> **What is required**
Transcribe the whole listing without a single picture.

━━ Dataset section

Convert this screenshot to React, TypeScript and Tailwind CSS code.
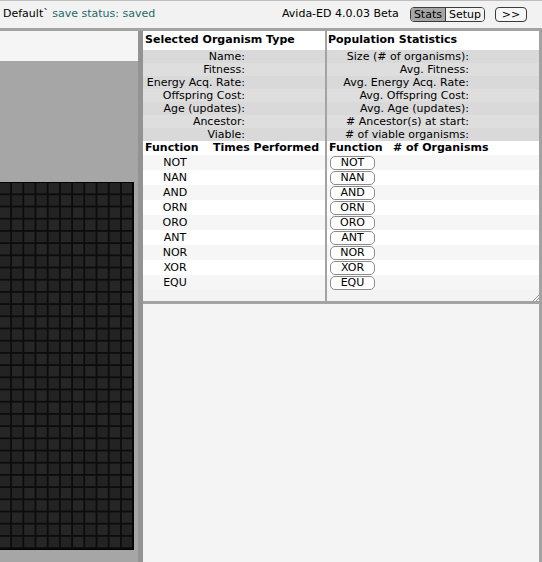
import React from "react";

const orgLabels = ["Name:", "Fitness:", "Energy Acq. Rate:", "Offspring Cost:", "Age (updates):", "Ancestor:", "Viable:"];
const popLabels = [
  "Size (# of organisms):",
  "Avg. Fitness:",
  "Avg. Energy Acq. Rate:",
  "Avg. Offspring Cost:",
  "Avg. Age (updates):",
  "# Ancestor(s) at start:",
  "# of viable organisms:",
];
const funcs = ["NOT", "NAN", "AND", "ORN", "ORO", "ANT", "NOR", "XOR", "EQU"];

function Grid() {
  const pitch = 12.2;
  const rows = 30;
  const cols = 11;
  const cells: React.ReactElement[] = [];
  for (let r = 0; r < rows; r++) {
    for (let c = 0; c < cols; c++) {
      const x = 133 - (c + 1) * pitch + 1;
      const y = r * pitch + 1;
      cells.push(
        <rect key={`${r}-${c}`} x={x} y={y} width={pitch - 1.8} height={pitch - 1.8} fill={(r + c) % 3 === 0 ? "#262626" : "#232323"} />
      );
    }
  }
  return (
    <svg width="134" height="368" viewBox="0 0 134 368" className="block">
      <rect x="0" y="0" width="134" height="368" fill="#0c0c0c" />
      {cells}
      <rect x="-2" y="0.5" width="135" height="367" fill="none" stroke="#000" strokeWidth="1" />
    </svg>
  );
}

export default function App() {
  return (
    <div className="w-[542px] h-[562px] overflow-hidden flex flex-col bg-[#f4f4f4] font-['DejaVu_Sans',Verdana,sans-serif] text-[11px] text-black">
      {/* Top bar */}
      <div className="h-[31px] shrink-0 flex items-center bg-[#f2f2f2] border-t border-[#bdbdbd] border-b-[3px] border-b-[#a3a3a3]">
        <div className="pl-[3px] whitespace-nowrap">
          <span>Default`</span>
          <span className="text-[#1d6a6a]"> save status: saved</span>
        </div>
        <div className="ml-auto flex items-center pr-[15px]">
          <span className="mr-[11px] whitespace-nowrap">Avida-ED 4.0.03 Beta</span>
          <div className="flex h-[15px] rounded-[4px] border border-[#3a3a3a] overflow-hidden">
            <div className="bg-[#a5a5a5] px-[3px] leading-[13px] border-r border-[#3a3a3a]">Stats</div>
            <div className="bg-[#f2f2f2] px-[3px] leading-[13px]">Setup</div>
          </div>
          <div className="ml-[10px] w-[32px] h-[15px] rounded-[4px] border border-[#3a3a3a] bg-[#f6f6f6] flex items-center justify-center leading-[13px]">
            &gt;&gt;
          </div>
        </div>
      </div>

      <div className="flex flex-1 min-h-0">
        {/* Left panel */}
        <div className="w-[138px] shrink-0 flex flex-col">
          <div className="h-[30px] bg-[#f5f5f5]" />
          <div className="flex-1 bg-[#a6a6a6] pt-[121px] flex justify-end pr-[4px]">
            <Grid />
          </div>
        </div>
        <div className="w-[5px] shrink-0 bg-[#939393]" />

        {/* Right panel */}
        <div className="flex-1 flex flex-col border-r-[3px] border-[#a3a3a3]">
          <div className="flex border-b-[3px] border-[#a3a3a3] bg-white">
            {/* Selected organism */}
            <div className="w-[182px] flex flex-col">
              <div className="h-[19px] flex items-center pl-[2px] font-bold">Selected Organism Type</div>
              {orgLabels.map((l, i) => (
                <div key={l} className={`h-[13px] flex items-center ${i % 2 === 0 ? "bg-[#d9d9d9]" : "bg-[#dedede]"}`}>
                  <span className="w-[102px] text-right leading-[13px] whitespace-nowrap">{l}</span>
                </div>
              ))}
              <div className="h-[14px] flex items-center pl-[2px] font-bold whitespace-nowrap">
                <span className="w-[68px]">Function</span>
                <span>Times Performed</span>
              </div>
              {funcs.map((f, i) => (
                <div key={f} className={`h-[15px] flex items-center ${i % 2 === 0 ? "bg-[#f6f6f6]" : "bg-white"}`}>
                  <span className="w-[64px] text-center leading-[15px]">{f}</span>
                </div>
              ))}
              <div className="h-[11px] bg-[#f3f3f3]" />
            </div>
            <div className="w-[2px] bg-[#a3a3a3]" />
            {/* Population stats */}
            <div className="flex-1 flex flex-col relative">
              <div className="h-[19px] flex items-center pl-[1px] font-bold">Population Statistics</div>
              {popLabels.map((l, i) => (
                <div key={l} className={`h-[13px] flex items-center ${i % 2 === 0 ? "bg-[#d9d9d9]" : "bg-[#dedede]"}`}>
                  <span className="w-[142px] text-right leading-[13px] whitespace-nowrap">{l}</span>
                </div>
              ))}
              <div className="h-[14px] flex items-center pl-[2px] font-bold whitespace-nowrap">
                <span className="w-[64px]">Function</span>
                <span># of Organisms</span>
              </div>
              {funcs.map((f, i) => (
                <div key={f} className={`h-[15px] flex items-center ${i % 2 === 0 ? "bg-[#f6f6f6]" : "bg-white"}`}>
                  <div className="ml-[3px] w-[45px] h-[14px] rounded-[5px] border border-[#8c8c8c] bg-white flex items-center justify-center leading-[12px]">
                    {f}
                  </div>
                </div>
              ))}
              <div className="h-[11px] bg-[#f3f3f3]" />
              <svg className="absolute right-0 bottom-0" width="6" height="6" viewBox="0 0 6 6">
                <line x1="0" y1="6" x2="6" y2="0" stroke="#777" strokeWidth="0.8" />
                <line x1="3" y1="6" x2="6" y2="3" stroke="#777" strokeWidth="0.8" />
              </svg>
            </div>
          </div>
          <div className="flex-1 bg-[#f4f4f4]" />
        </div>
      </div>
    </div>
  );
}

━━━━

> **Completed task**
Convert this screenshot to React, TypeScript and Tailwind CSS code.
import React from "react";

const orgLabels = ["Name:", "Fitness:", "Energy Acq. Rate:", "Offspring Cost:", "Age (updates):", "Ancestor:", "Viable:"];
const popLabels = [
  "Size (# of organisms):",
  "Avg. Fitness:",
  "Avg. Energy Acq. Rate:",
  "Avg. Offspring Cost:",
  "Avg. Age (updates):",
  "# Ancestor(s) at start:",
  "# of viable organisms:",
];
const funcs = ["NOT", "NAN", "AND", "ORN", "ORO", "ANT", "NOR", "XOR", "EQU"];

function Grid() {
  const pitch = 12.2;
  const rows = 30;
  const cols = 11;
  const cells: React.ReactElement[] = [];
  for (let r = 0; r < rows; r++) {
    for (let c = 0; c < cols; c++) {
      const x = 133 - (c + 1) * pitch + 1;
      const y = r * pitch + 1;
      cells.push(
        <rect key={`${r}-${c}`} x={x} y={y} width={pitch - 1.8} height={pitch - 1.8} fill={(r + c) % 3 === 0 ? "#262626" : "#232323"} />
      );
    }
  }
  return (
    <svg width="134" height="368" viewBox="0 0 134 368" className="block">
      <rect x="0" y="0" width="134" height="368" fill="#0c0c0c" />
      {cells}
      <rect x="-2" y="0.5" width="135" height="367" fill="none" stroke="#000" strokeWidth="1" />
    </svg>
  );
}

export default function App() {
  return (
    <div className="w-[542px] h-[562px] overflow-hidden flex flex-col bg-[#f4f4f4] font-['DejaVu_Sans',Verdana,sans-serif] text-[11px] text-black">
      {/* Top bar */}
      <div className="h-[31px] shrink-0 flex items-center bg-[#f2f2f2] border-t border-[#bdbdbd] border-b-[3px] border-b-[#a3a3a3]">
        <div className="pl-[3px] whitespace-nowrap">
          <span>Default`</span>
          <span className="text-[#1d6a6a]"> save status: saved</span>
        </div>
        <div className="ml-auto flex items-center pr-[15px]">
          <span className="mr-[11px] whitespace-nowrap">Avida-ED 4.0.03 Beta</span>
          <div className="flex h-[15px] rounded-[4px] border border-[#3a3a3a] overflow-hidden">
            <div className="bg-[#a5a5a5] px-[3px] leading-[13px] border-r border-[#3a3a3a]">Stats</div>
            <div className="bg-[#f2f2f2] px-[3px] leading-[13px]">Setup</div>
          </div>
          <div className="ml-[10px] w-[32px] h-[15px] rounded-[4px] border border-[#3a3a3a] bg-[#f6f6f6] flex items-center justify-center leading-[13px]">
            &gt;&gt;
          </div>
        </div>
      </div>

      <div className="flex flex-1 min-h-0">
        {/* Left panel */}
        <div className="w-[138px] shrink-0 flex flex-col">
          <div className="h-[30px] bg-[#f5f5f5]" />
          <div className="flex-1 bg-[#a6a6a6] pt-[121px] flex justify-end pr-[4px]">
            <Grid />
          </div>
        </div>
        <div className="w-[5px] shrink-0 bg-[#939393]" />

        {/* Right panel */}
        <div className="flex-1 flex flex-col border-r-[3px] border-[#a3a3a3]">
          <div className="flex border-b-[3px] border-[#a3a3a3] bg-white">
            {/* Selected organism */}
            <div className="w-[182px] flex flex-col">
              <div className="h-[19px] flex items-center pl-[2px] font-bold">Selected Organism Type</div>
              {orgLabels.map((l, i) => (
                <div key={l} className={`h-[13px] flex items-center ${i % 2 === 0 ? "bg-[#d9d9d9]" : "bg-[#dedede]"}`}>
                  <span className="w-[102px] text-right leading-[13px] whitespace-nowrap">{l}</span>
                </div>
              ))}
              <div className="h-[14px] flex items-center pl-[2px] font-bold whitespace-nowrap">
                <span className="w-[68px]">Function</span>
                <span>Times Performed</span>
              </div>
              {funcs.map((f, i) => (
                <div key={f} className={`h-[15px] flex items-center ${i % 2 === 0 ? "bg-[#f6f6f6]" : "bg-white"}`}>
                  <span className="w-[64px] text-center leading-[15px]">{f}</span>
                </div>
              ))}
              <div className="h-[11px] bg-[#f3f3f3]" />
            </div>
            <div className="w-[2px] bg-[#a3a3a3]" />
            {/* Population stats */}
            <div className="flex-1 flex flex-col relative">
              <div className="h-[19px] flex items-center pl-[1px] font-bold">Population Statistics</div>
              {popLabels.map((l, i) => (
                <div key={l} className={`h-[13px] flex items-center ${i % 2 === 0 ? "bg-[#d9d9d9]" : "bg-[#dedede]"}`}>
                  <span className="w-[142px] text-right leading-[13px] whitespace-nowrap">{l}</span>
                </div>
              ))}
              <div className="h-[14px] flex items-center pl-[2px] font-bold whitespace-nowrap">
                <span className="w-[64px]">Function</span>
                <span># of Organisms</span>
              </div>
              {funcs.map((f, i) => (
                <div key={f} className={`h-[15px] flex items-center ${i % 2 === 0 ? "bg-[#f6f6f6]" : "bg-white"}`}>
                  <div className="ml-[3px] w-[45px] h-[14px] rounded-[5px] border border-[#8c8c8c] bg-white flex items-center justify-center leading-[12px]">
                    {f}
                  </div>
                </div>
              ))}
              <div className="h-[11px] bg-[#f3f3f3]" />
              <svg className="absolute right-0 bottom-0" width="6" height="6" viewBox="0 0 6 6">
                <line x1="0" y1="6" x2="6" y2="0" stroke="#777" strokeWidth="0.8" />
                <line x1="3" y1="6" x2="6" y2="3" stroke="#777" strokeWidth="0.8" />
              </svg>
            </div>
          </div>
          <div className="flex-1 bg-[#f4f4f4]" />
        </div>
      </div>
    </div>
  );
}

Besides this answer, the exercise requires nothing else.